I eventually tracked down a copy at a used bookstore in New York.

The book is a short 128 pages, and some of the essays are no longer than a paragraph, so I easily read the whole thing in an hour or two. I laughed and I nodded as I read it. I didn’t understand some of it, there are short poems that are more sincere than silly, but I had never read anything like this. I kept thinking: You can do this? You can write very short essays and that counts as comedy?!!

No one ever told me that. I thought written humor had to be hoity-toity fancy-pants crap like the long essays in The New Yorker. (Note: Martin would later write a series of essays for The New Yorker, collected in his very funny book Pure Drivel.)
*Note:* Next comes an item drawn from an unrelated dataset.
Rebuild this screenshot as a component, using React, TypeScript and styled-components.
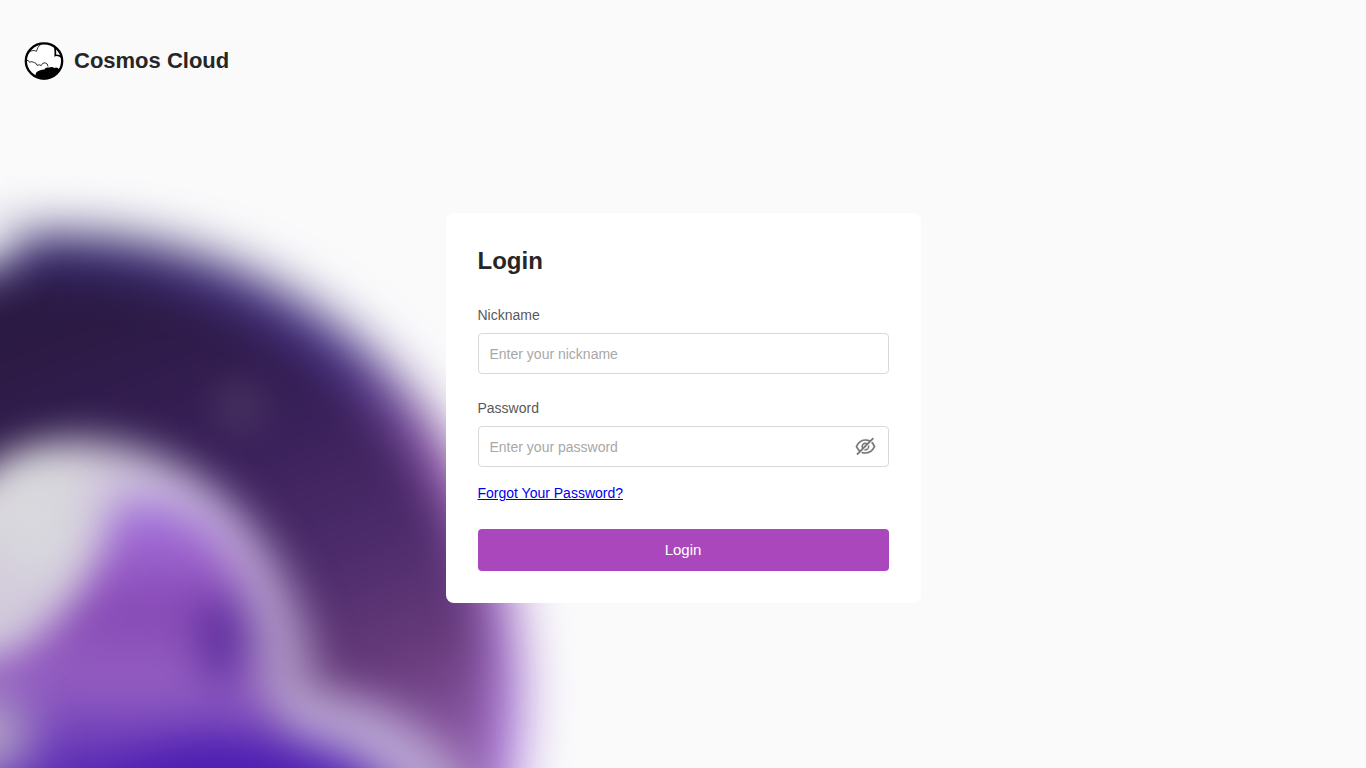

The blubs and bits of Cruel Shoes showed me that it’s okay to write very short, very silly essays and stories. It showed that there are no rules. Stick a poem there, write a paragraph here…whatever.

After reading it, I began writing my own essays and poems over winter break of my senior year in college. Those essays, which I pompously titled From Left Field, were sent out to humor magazines, publishers and everywhere with a mailing address. Those essays eventually landed me my first staff job at a magazine where my career as a full-blown professional writer began.

If you find a copy of Cruel Shoes, I doubt it will have the same impact. Reading the essays now, they’re a little…weird. I love them, but it’s not for everyone. And I’m glad I read it in college when music sounds better, movies look better and books are more mind-shattering.